Thursday, January 3, 2013

The Fiscal Cliff Deal: Politics Over Economics?


As the “feverish bullish” market rally now seems to peter out, is the short-term Fiscal Cliff Deal nothing more than dysfunctional politics trumping over economic common sense?

By: Ringo Bones

Well, at least America’s economically embattled middle-class wasn’t thrown under the bus this time around and as for “Dictator of the House” Boehner supposedly getting his well-deserved defenestration off the Fiscal Cliff would have to wait another time, many economically savvy individuals now wonder if the short-term Fiscal Cliff Deal nothing more than “kicking the can down the road”. The next insurmountable hurdle facing an increasingly partisan Capitol Hill will be the Debt Ceiling and the U.S. Republican Party’s push for very unreasonable Federal spending cuts (aimed at primarily Democrat-legislated programs?) by March 2013. Will this two issues spook the markets yet again?
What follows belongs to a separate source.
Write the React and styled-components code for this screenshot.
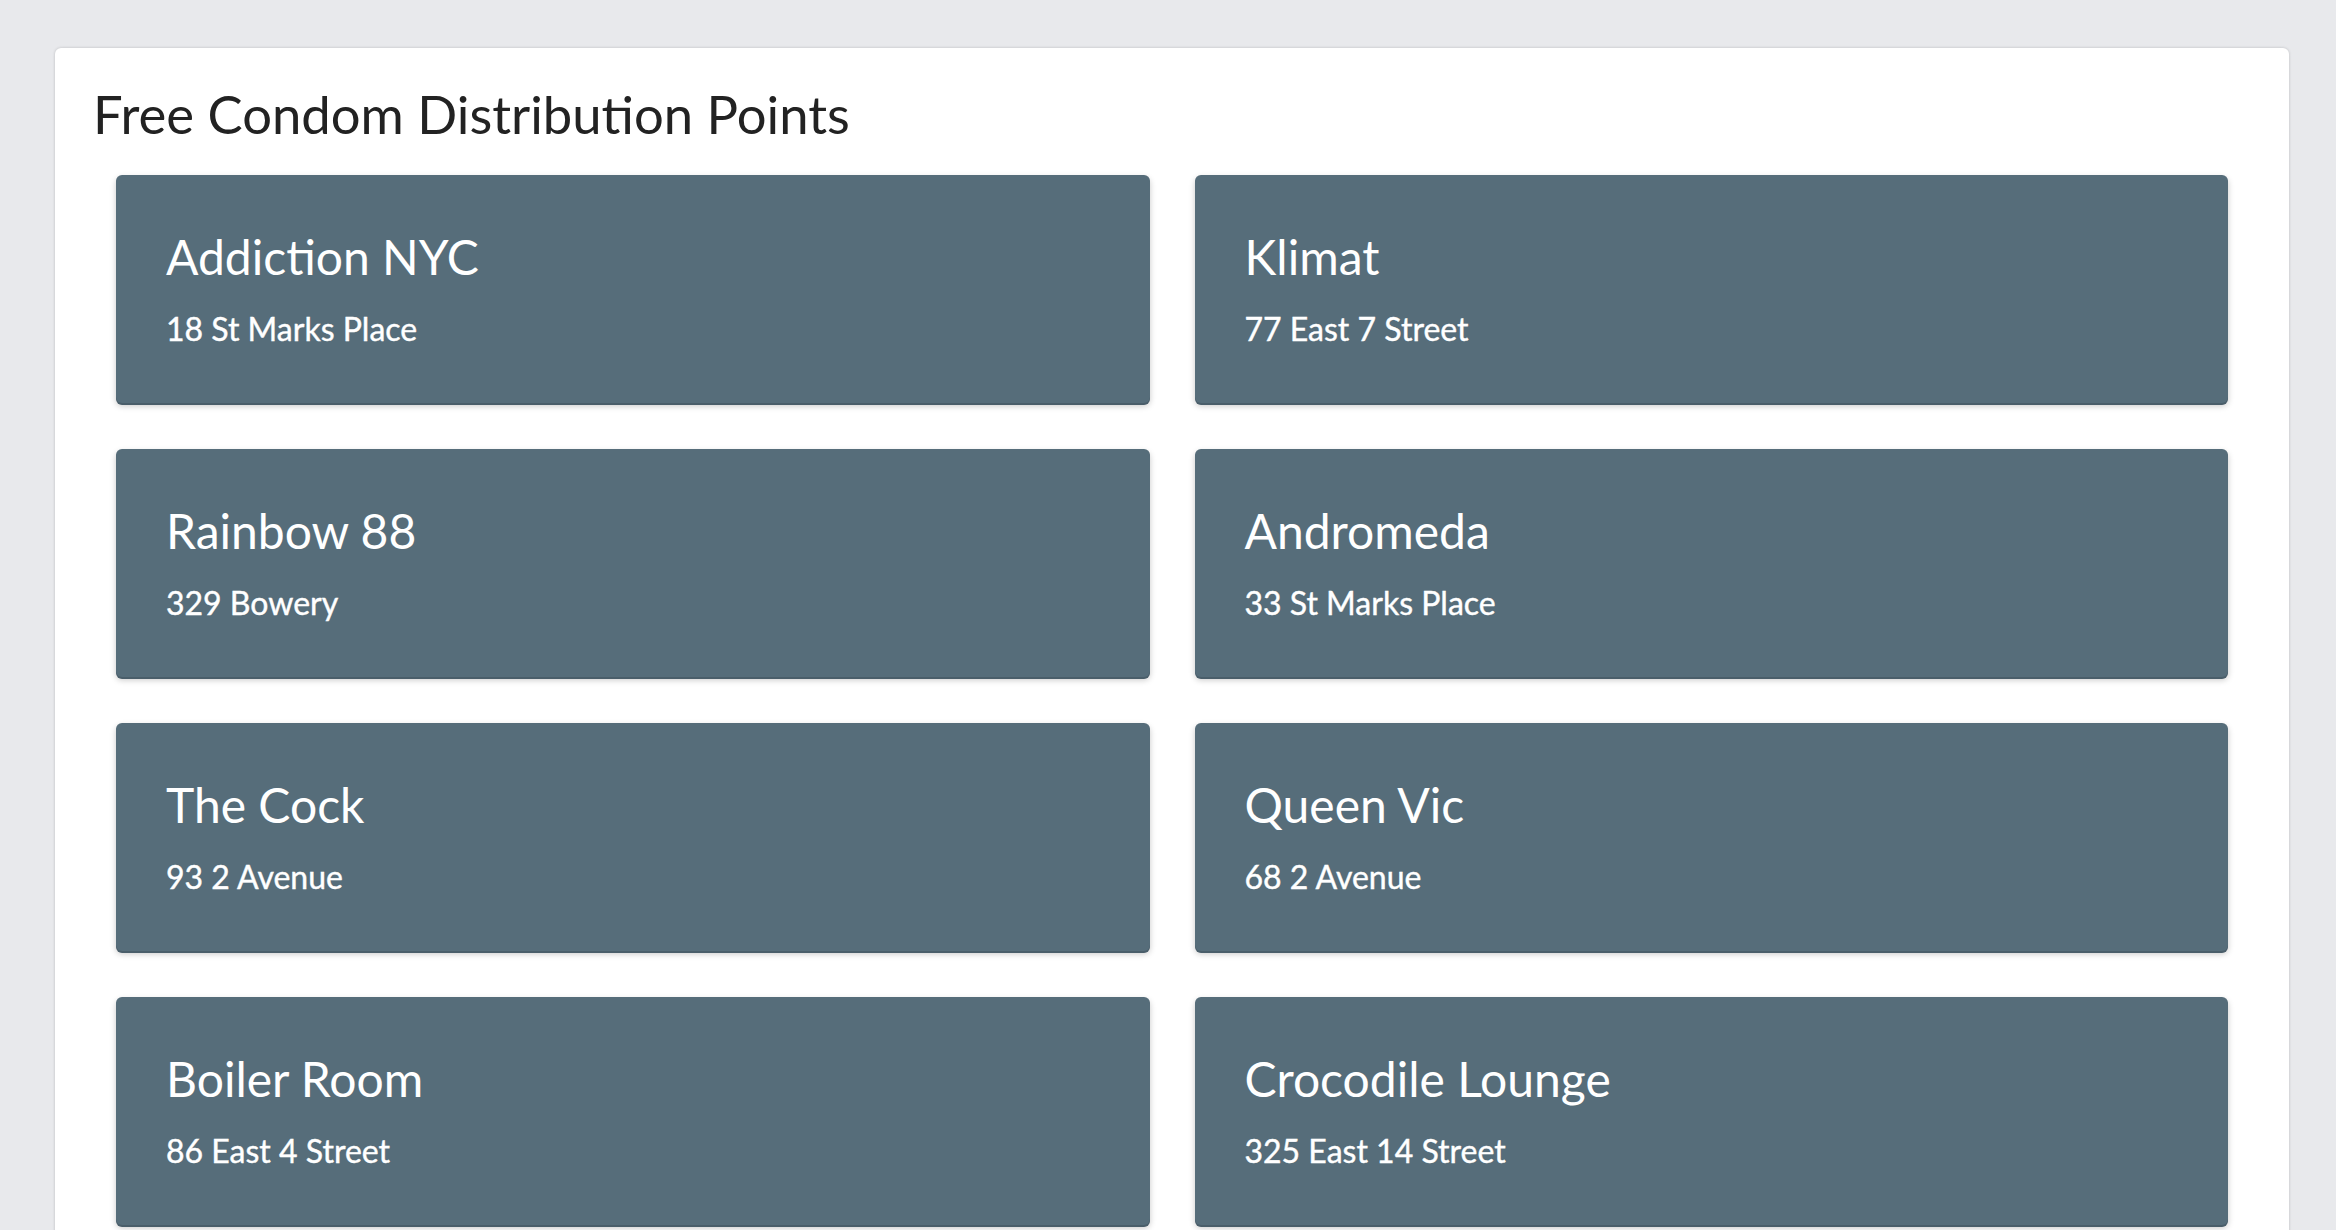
import React from "react";
import styled, { createGlobalStyle } from "styled-components";

const GlobalStyle = createGlobalStyle`
  html, body {
    margin: 0;
    padding: 0;
    background: #e8e9ec;
    font-family: Lato, "Open Sans", sans-serif;
    overflow: hidden;
  }
`;

const POINTS = [
  { name: "Addiction NYC", address: "18 St Marks Place" },
  { name: "Klimat", address: "77 East 7 Street" },
  { name: "Rainbow 88", address: "329 Bowery" },
  { name: "Andromeda", address: "33 St Marks Place" },
  { name: "The Cock", address: "93 2 Avenue" },
  { name: "Queen Vic", address: "68 2 Avenue" },
  { name: "Boiler Room", address: "86 East 4 Street" },
  { name: "Crocodile Lounge", address: "325 East 14 Street" },
];

const Page = styled.div`
  padding: 48px 47px 0 55px;
  height: 1230px;
  box-sizing: border-box;
  overflow: hidden;
`;

const Panel = styled.section`
  background: #fff;
  border-radius: 6px;
  box-shadow: 0 0 3px rgba(0, 0, 0, 0.2);
  padding: 34px 61px 60px 38px;
  min-height: 1400px;
  box-sizing: border-box;
`;

const Heading = styled.h1`
  margin: 0 0 30px;
  font-size: 52.6px;
  line-height: 1.2;
  font-weight: 400;
  color: #222;
`;

const Grid = styled.div`
  display: grid;
  grid-template-columns: 1fr 1fr;
  column-gap: 45px;
  row-gap: 46px;
  padding-left: 23px;
`;

const Card = styled.div`
  background: #566d7a;
  border-radius: 6px;
  height: 228px;
  box-sizing: border-box;
  padding: 53px 50px 0;
  box-shadow: 0 2px 0 #4a5e6a, 0 3px 6px rgba(0, 0, 0, 0.22);
  color: #fff;
`;

const CardTitle = styled.div`
  font-size: 48px;
  line-height: 1.2;
  font-weight: 400;
`;

const CardAddress = styled.div`
  margin-top: 24px;
  font-size: 32px;
  line-height: 1.2;
  font-weight: 400;
  -webkit-text-stroke: 0.4px #fff;
`;

const PointCard = ({ name, address }) => (
  <Card>
    <CardTitle>{name}</CardTitle>
    <CardAddress>{address}</CardAddress>
  </Card>
);

export default function App() {
  return (
    <Page>
      <GlobalStyle />
      <Panel>
        <Heading>Free Condom Distribution Points</Heading>
        <Grid>
          {POINTS.map(p => (
            <PointCard key={p.name} name={p.name} address={p.address} />
          ))}
        </Grid>
      </Panel>
    </Page>
  );
}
The short-term deal that staved off the looming Fiscal Deal that House Republicans played brinkmanship until the last second did manage to generate a post-New Year market euphoria back in Wednesday, January 2, 2013 seems now starting to inevitably peter-out as wary investors around the world start to wonder whether a partisan “deadlock” of the Debt Ceiling and Federal Spending Cuts Deal that needs to be deliberated by March 2013 will spook the markets yet again. Given that President Obama won’t do a repeat of the heated reaching across the partisan divide type of negotiations that averted the Fiscal Cliff on raising the Debt Ceiling and the GOPs proposed very unreasonable Federal spending cuts sans raising taxes on the richest 1% of America, this would certainly spook the global markets yet again.

The good news is that America’s low and middle income classes won’t be facing an increased tax burden if the looming Fiscal Cliff hasn’t been averted. The bad news is that the US government’s Debt Ceiling will reach the 16.4-trillion U.S. dollar mark in a few weeks time. A “new deal” on balancing the Federal government’s budget deficit that doesn’t involve a more progressive taxation scheme – ending the Bush era tax cuts on the top 1% of America that never seemed to trickle down for over a decade now - and spending cuts on not-so-essential government programs will only widen the partisan divide, as opposed to bring in a sense of both fiscal and economic sense, to the runaway spending at Washington, D.C.